しかし、これらは確実な指標があって初めて有効になるものであり、次世代リーダーを推薦するための、『評価の元となるデータの蓄積』をしている企業は多くありません。


適切な候補を見出すための評価基準とは?

ここでの評価とは、部署ごとに定められた営業成績などのことではなく、たとえば、会社の経営課題を解決していく能力や、社員を牽引していくような統率力やリーダーシップなど、自社の次世代リーダーとしてふさわしい資質を持っているかどうかを指します。

『リーダーの資質』として必要なことは、会社により細部の違いがあるかもしれません。
しかし、多くの組織で普遍的なものもあります。
それはたとえば、プロジェクトの内容を把握して、具体的なゴールのビジョンを描き、伝える能力であったり、いざという時の潔い決断力などです。
さらには、和を重んじるコミュニケーション力、チーム一人一人の長所を引き出す観察力、そして、最終的な責任やフォローを引き受ける覚悟なども含まれるでしょう。
こういった資質を一つでも多く身につけている人ほど、将来、部下からの信頼が厚いリーダーとして活躍を期待できます。

この評価基準が社内でしっかりと定義されておらず、「あいつは仕事ができる」といった上司の個人的な視点だけで推薦された人材は、次世代リーダーとしてふさわしくない場合も多々あります。
次世代リーダーの資質を測る明確な評価基準を設けるとともに、会社内でも部署間の縦横の連携を高めて情報を共有しながら、人事部や上司が判断して初めて、ふさわしい次世代リーダー候補が推薦できるといえるでしょう。


経営のトップが候補者選抜に関わるべき理由

候補者となった社員には、次世代リーダーになるための教育が施されます。
先述した産労総合研究所の調査では、『選抜型育成』を導入している企業のうち、候補者に社内の経営塾やスクール、特別講座などを受講させている企業は、70%以上にものぼりました。
さまざまな研修を受けさせると同時に、社内の重要なポストを経験させ、次世代リーダーに育てていくというのが一般的のようです。

しかし、中小企業の中には、部署のエース社員を今の業務から外せなかったり、研修に時間を割けなかったりするため、上司があえて次世代リーダー候補にそのエース社員を推薦しないという事態も起きています。
目の前の仕事も当然大切ですが、せっかくの人材をそのような理由で候補から外してしまうのは、やはり会社の損失といえます。

こういったことを防ぐためにも、経営トップ自身のチェックも必要になってきます。
定めた評価基準に沿って、経営トップが各社員のポテンシャルを知ることで、次世代リーダー候補から良質な人材が漏れるのを防ぐことができるだけでなく、候補リストが上がってきた際も、その結果に納得できるようになるはずです。
経営トップが積極的に次世代リーダー候補の選抜、育成に関わることで、より理想に近いリーダーを選ぶことも可能になります。

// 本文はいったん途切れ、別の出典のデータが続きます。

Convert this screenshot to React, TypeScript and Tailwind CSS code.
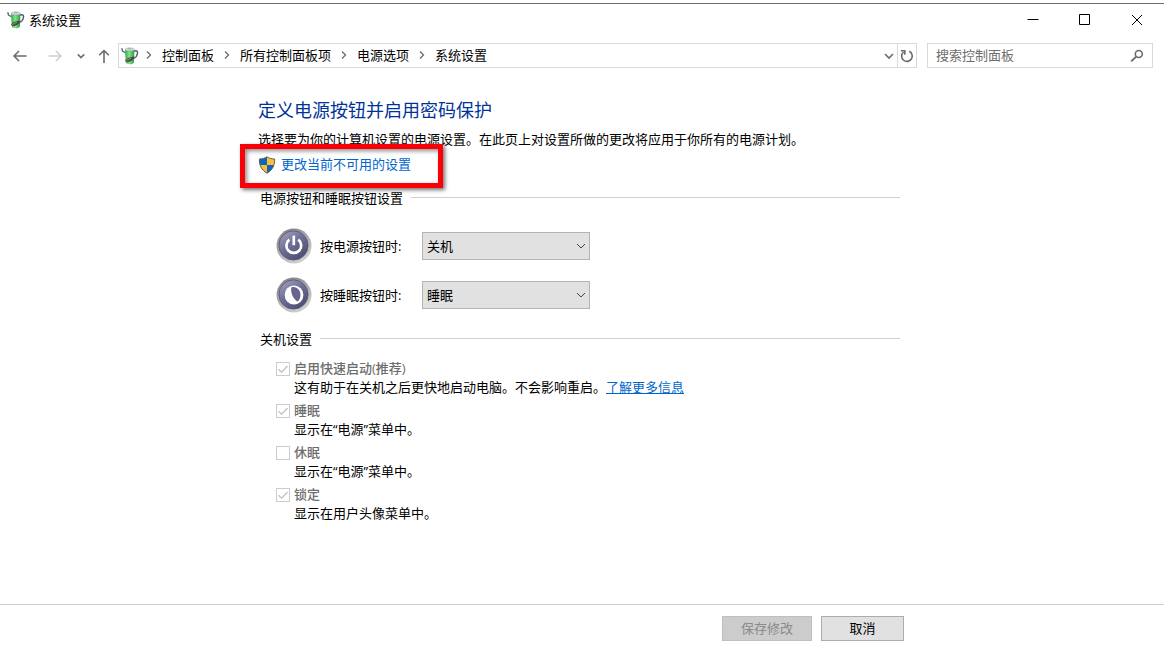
import React from "react";

function PowerPlanIcon() {
  return (
    <svg viewBox="0 0 18 18" className="h-[18px] w-[18px] shrink-0" aria-hidden="true">
      <defs>
        <linearGradient id="cell" x1="0" x2="1">
          <stop offset="0" stopColor="#2fa544" />
          <stop offset="0.45" stopColor="#7ae886" />
          <stop offset="1" stopColor="#2f9a42" />
        </linearGradient>
      </defs>
      <path d="M0.700 1.200l.8 2.800 3 1.800" fill="none" stroke="#5c6176" strokeWidth="1.300" />
      <path d="M13 4.200c3.200-1.200 4.200.4 3.200 3.400-.6 2-1.600 3.200-3 3.800" fill="none" stroke="#565b72" strokeWidth="1.500" />
      <path d="M4 3l9.400-.4-.4 12.800c-1.600 2.400-6.200 2.400-8.200.4z" fill="url(#cell)" />
      <ellipse cx="8.700" cy="2.500" rx="4.700" ry="1.500" fill="#d3dbd8" stroke="#84918d" strokeWidth="0.500" />
      <path d="M7 0.800h3.400v1.500H7z" fill="#a9b4b1" />
      <path d="M4 13.600c1.600-2.400 5.200-3.800 9.800-4.200-.8 2.800-3.200 5-6.800 5.600-1.400.2-2.600-.4-3-1.400z" fill="#4a4650" />
      <path d="M5.200 13.600l4.800-2.400" stroke="#b08a62" strokeWidth="1" />
    </svg>
  );
}

function ShieldIcon() {
  return (
    <svg viewBox="0 0 18 18" className="h-[18px] w-[18px] shrink-0" aria-hidden="true">
      <defs>
        <clipPath id="shield">
          <path d="M9 0.800c2.200 1.400 4.600 2.200 7.600 2.200.2 6.200-1.800 10.800-7.600 14.200C3.200 13.800 1.200 9.200 1.400 3c3 0 5.400-.8 7.600-2.200z" />
        </clipPath>
      </defs>
      <g clipPath="url(#shield)">
        <path d="M0 0h9v9H0zM9 9h9v9H9z" fill="#0d67bf" />
        <path d="M9 0h9v9H9zM0 9h9v9H0z" fill="#fcbf34" />
      </g>
      <path d="M9 0.800c2.200 1.400 4.600 2.200 7.600 2.200.2 6.200-1.800 10.800-7.600 14.200C3.200 13.800 1.200 9.200 1.400 3c3 0 5.400-.8 7.600-2.200z" fill="none" stroke="#5a5a5a" strokeWidth="1" />
    </svg>
  );
}

function RoundButtonIcon({ kind }: { kind: "power" | "sleep" }) {
  return (
    <svg viewBox="0 0 36 36" className="h-9 w-9 shrink-0" aria-hidden="true">
      <defs>
        <linearGradient id={`rim-${kind}`} x1="0.2" y1="0" x2="0.7" y2="1">
          <stop offset="0" stopColor="#7d7d84" />
          <stop offset="0.5" stopColor="#adadb1" />
          <stop offset="1" stopColor="#d2d2d4" />
        </linearGradient>
        <linearGradient id={`face-${kind}`} x1="0.1" y1="0" x2="0.8" y2="1">
          <stop offset="0" stopColor="#a5a4c0" />
          <stop offset="0.450" stopColor="#706f97" />
          <stop offset="1" stopColor="#4a4970" />
        </linearGradient>
      </defs>
      <circle cx="18" cy="18" r="17.500" fill={`url(#rim-${kind})`} />
      <circle cx="17.500" cy="17.500" r="14.600" fill={`url(#face-${kind})`} stroke="#55546f" strokeWidth="0.800" />
      {kind === "power" ? (
        <g fill="none" stroke="#fff" strokeWidth="2.700">
          <path d="M13.400 11.600a7.400 7.400 0 1 0 8.800 0" />
          <path d="M17.800 7.600v9.600" />
        </g>
      ) : (
        <g>
          <circle cx="18" cy="18" r="9.400" fill="#fff" />
          <path d="M15.300 10.400C20 9 24.200 12.700 24.500 17.600c.1 3-1 5.400-2.900 7C17.800 22.300 14.200 16.500 15.300 10.400z" fill="#66658e" />
        </g>
      )}
    </svg>
  );
}

function Chevron({ dir, className }: { dir: "right" | "down"; className: string }) {
  return (
    <svg viewBox="0 0 10 10" className={className} fill="none" stroke="currentColor" aria-hidden="true">
      <path d={dir === "right" ? "M3 1.500L6.500 5L3 8.500" : "M1 3L5 7L9 3"} />
    </svg>
  );
}

function Breadcrumb({ label }: { label: string }) {
  return (
    <li className="flex items-center">
      <span className="flex w-[26px] justify-center">
        <Chevron dir="right" className="h-[10px] w-[10px] stroke-[1.3] text-[#6b6b6b]" />
      </span>
      <a href="#">{label}</a>
    </li>
  );
}

function SectionTitle({ children }: { children: React.ReactNode }) {
  return (
    <div className="ml-0.5 mr-1.5 flex items-center gap-2">
      <h2>{children}</h2>
      <span className="mb-0.5 h-px flex-1 bg-[#cfcfcf]" />
    </div>
  );
}

function ActionRow({ kind, label, value }: { kind: "power" | "sleep"; label: string; value: string }) {
  return (
    <div className="flex items-center">
      <RoundButtonIcon kind={kind} />
      <label htmlFor={kind} className="ml-2 w-[102px]">
        {label}
      </label>
      <div className="grid items-center">
        <select
          id={kind}
          defaultValue={value}
          className="col-start-1 row-start-1 h-7 w-[168px] appearance-none border border-[#b4b4b4] bg-[#e1e1e1] pl-1 text-black"
        >
          <option>{value}</option>
        </select>
        <Chevron dir="down" className="pointer-events-none col-start-1 row-start-1 mr-1 h-[10px] w-[10px] justify-self-end text-[#444]" />
      </div>
    </div>
  );
}

type Option = { id: string; label: string; checked: boolean; text: string; link?: string };

const options: Option[] = [
  { id: "fast", label: "启用快速启动(推荐)", checked: true, text: "这有助于在关机之后更快地启动电脑。不会影响重启。", link: "了解更多信息" },
  { id: "sleep-menu", label: "睡眠", checked: true, text: "显示在“电源”菜单中。" },
  { id: "hibernate", label: "休眠", checked: false, text: "显示在“电源”菜单中。" },
  { id: "lock", label: "锁定", checked: true, text: "显示在用户头像菜单中。" },
];

function OptionItem({ option }: { option: Option }) {
  return (
    <li>
      <div className="flex items-center gap-1">
        <span className="grid">
          <input
            id={option.id}
            type="checkbox"
            disabled
            defaultChecked={option.checked}
            className="peer col-start-1 row-start-1 h-[14px] w-[14px] appearance-none border border-[#cccccc] bg-white"
          />
          <svg viewBox="0 0 14 14" className="pointer-events-none invisible col-start-1 row-start-1 h-[14px] w-[14px] peer-checked:visible" aria-hidden="true">
            <path d="M2.500 7.200L5.600 10.200L11.500 4" fill="none" stroke="#c0c0c0" strokeWidth="1.300" />
          </svg>
        </span>
        <label htmlFor={option.id} className="font-medium text-[#6d6d6d]">
          {option.label}
        </label>
      </div>
      <p className="ml-[18px]">
        {option.text}
        {option.link && (
          <a href="#" className="text-[#0066cc] underline">
            {option.link}
          </a>
        )}
      </p>
    </li>
  );
}

export default function App() {
  return (
    <div className="flex min-h-screen flex-col bg-white pt-[3px] font-['Open_Sans','Noto_Sans_CJK_SC',sans-serif] text-[13px] leading-[19px] text-black">
      <header className="border-t border-[#6e6e6e]">
        <div className="flex h-8 items-center justify-between pl-[7px] pr-px">
          <div className="flex items-center gap-1">
            <PowerPlanIcon />
            <h1>系统设置</h1>
          </div>
          <div className="flex">
            <button aria-label="最小化" className="flex h-8 w-[52px] items-center justify-center">
              <svg viewBox="0 0 12 12" className="h-3 w-3"><path d="M0.500 5.500h11" stroke="#000" /></svg>
            </button>
            <button aria-label="最大化" className="flex h-8 w-[52px] items-center justify-center">
              <svg viewBox="0 0 12 12" className="h-3 w-3"><path d="M0.500 0.500h10v10h-10z" fill="none" stroke="#000" /></svg>
            </button>
            <button aria-label="关闭" className="flex h-8 w-[52px] items-center justify-center">
              <svg viewBox="0 0 12 12" className="h-3 w-3"><path d="M1 1l10 10M11 1L1 11" fill="none" stroke="#000" /></svg>
            </button>
          </div>
        </div>

        <div className="flex items-center pl-3 pr-[11px] pt-[7px]">
          <nav className="flex items-center text-[#6b6b6b]">
            <button aria-label="后退" className="flex w-4 justify-center">
              <svg viewBox="0 0 16 14" className="h-[14px] w-4" fill="none" stroke="currentColor" strokeWidth="1.500"><path d="M14.500 7H2M7 2L2 7l5 5" /></svg>
            </button>
            <button aria-label="前进" className="ml-[19px] flex w-4 justify-center text-[#d0d0d0]">
              <svg viewBox="0 0 16 14" className="h-[14px] w-4" fill="none" stroke="currentColor" strokeWidth="1.500"><path d="M1.500 7H14M9 2l5 5-5 5" /></svg>
            </button>
            <button aria-label="最近浏览的位置" className="ml-3 flex w-3 justify-center">
              <Chevron dir="down" className="h-2 w-2 stroke-[1.9]" />
            </button>
            <button aria-label="上移" className="ml-[11px] flex w-3 justify-center">
              <svg viewBox="0 0 12 14" className="h-[14px] w-3 shrink-0" fill="none" stroke="currentColor" strokeWidth="1.600"><path d="M6 14V1.500M1.200 6.200L6 1.500l4.800 4.700" /></svg>
            </button>
          </nav>
          <div className="ml-2 flex h-[25px] flex-1 items-center border border-[#d9d9d9]">
            <span className="ml-0.5">
              <PowerPlanIcon />
            </span>
            <ol className="-ml-[3px] flex flex-1 items-center pb-px">
              <Breadcrumb label="控制面板" />
              <Breadcrumb label="所有控制面板项" />
              <Breadcrumb label="电源选项" />
              <Breadcrumb label="系统设置" />
            </ol>
            <button aria-label="以前的位置" className="flex w-4 justify-center text-[#6b6b6b]">
              <Chevron dir="down" className="h-[10px] w-[10px] stroke-[1.6]" />
            </button>
            <button aria-label="刷新" className="flex h-full w-[19px] items-center justify-center border-l border-[#d9d9d9] text-[#6b6b6b]">
              <svg viewBox="0 0 14 14" className="h-[14px] w-[14px]" fill="none" stroke="currentColor" strokeWidth="1.600">
                <path d="M9.200 2.300A5.300 5.300 0 1 1 3.600 3" />
                <path d="M0.800 1.800h4v4" />
              </svg>
            </button>
          </div>
          <div className="ml-[10px] flex h-[25px] w-[226px] items-center border border-[#d9d9d9] pl-2 pr-2">
            <input aria-label="搜索控制面板" placeholder="搜索控制面板" className="min-w-0 flex-1 outline-none placeholder:text-[#6d6d6d]" />
            <svg viewBox="0 0 14 14" className="h-[14px] w-[14px] text-[#6b6b6b]" fill="none" stroke="currentColor" aria-hidden="true">
              <circle cx="8.800" cy="5" r="3.500" strokeWidth="1.600" />
              <path d="M6.200 7.600L1.200 12.400" strokeWidth="1.900" />
            </svg>
          </div>
        </div>
      </header>

      <main className="mx-auto w-full max-w-[648px] flex-1 pt-7">
        <h2 className="text-lg leading-7 text-[#003399]">定义电源按钮并启用密码保护</h2>
        <p className="mt-1.5">选择要为你的计算机设置的电源设置。在此页上对设置所做的更改将应用于你所有的电源计划。</p>
        <div className="relative mt-1.5 flex">
          <a href="#" className="flex items-center gap-[5px] text-[#0066cc]">
            <ShieldIcon />
            更改当前不可用的设置
          </a>
          <span className="pointer-events-none absolute -left-[18px] -top-[11px] h-11 w-[203px] border-[5px] border-[#fb0007] shadow-[2px_2px_4px_rgba(0,0,0,0.55),inset_2px_2px_4px_rgba(0,0,0,0.45)]" />
        </div>

        <section className="mt-[15px]">
          <SectionTitle>电源按钮和睡眠按钮设置</SectionTitle>
          <div className="ml-[18px] mt-5 flex flex-col gap-[13px]">
            <ActionRow kind="power" label="按电源按钮时:" value="关机" />
            <ActionRow kind="sleep" label="按睡眠按钮时:" value="睡眠" />
          </div>
        </section>

        <section className="mt-[17px]">
          <SectionTitle>关机设置</SectionTitle>
          <ul className="ml-[18px] mt-2.5 flex flex-col gap-1">
            {options.map((option) => (
              <OptionItem key={option.id} option={option} />
            ))}
          </ul>
        </section>
      </main>

      <footer className="border-t border-[#cfcfcf]">
        <div className="mx-auto flex max-w-[648px] justify-end gap-[9px] pb-3 pr-0.5 pt-[11px]">
          <button disabled className="h-[25px] w-[90px] border border-[#bfbfbf] bg-[#cccccc] text-[#8a8a8a]">
            保存修改
          </button>
          <button className="h-[25px] w-[83px] border border-[#adadad] bg-[#e1e1e1]">取消</button>
        </div>
      </footer>
    </div>
  );
}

このとき、可能であれば経営トップ自身の口から、なぜ選ばれたのか、どういう働きを求めているかなどを候補者に伝えましょう。
初めから次世代のリーダーとなることを意識している候補者は稀で、通常の候補者は、なぜ自分が選ばれたのか、会社から何を期待されているのか、不安でいっぱいです。
経営トップから直接声をかけられることで不安が払拭され、さらにその後のモチベーションアップにもつながります。

社員はいずれも、その会社を支える重要な人材です。
そこから特に力量ある者を見出して次世代リーダーに育て上げることで、会社は維持・成長していくことができます。
会社それぞれの実情に沿った方法で、ぜひ、次世代リーダーの選抜型育成に取り組まれてみてはいかがでしょうか。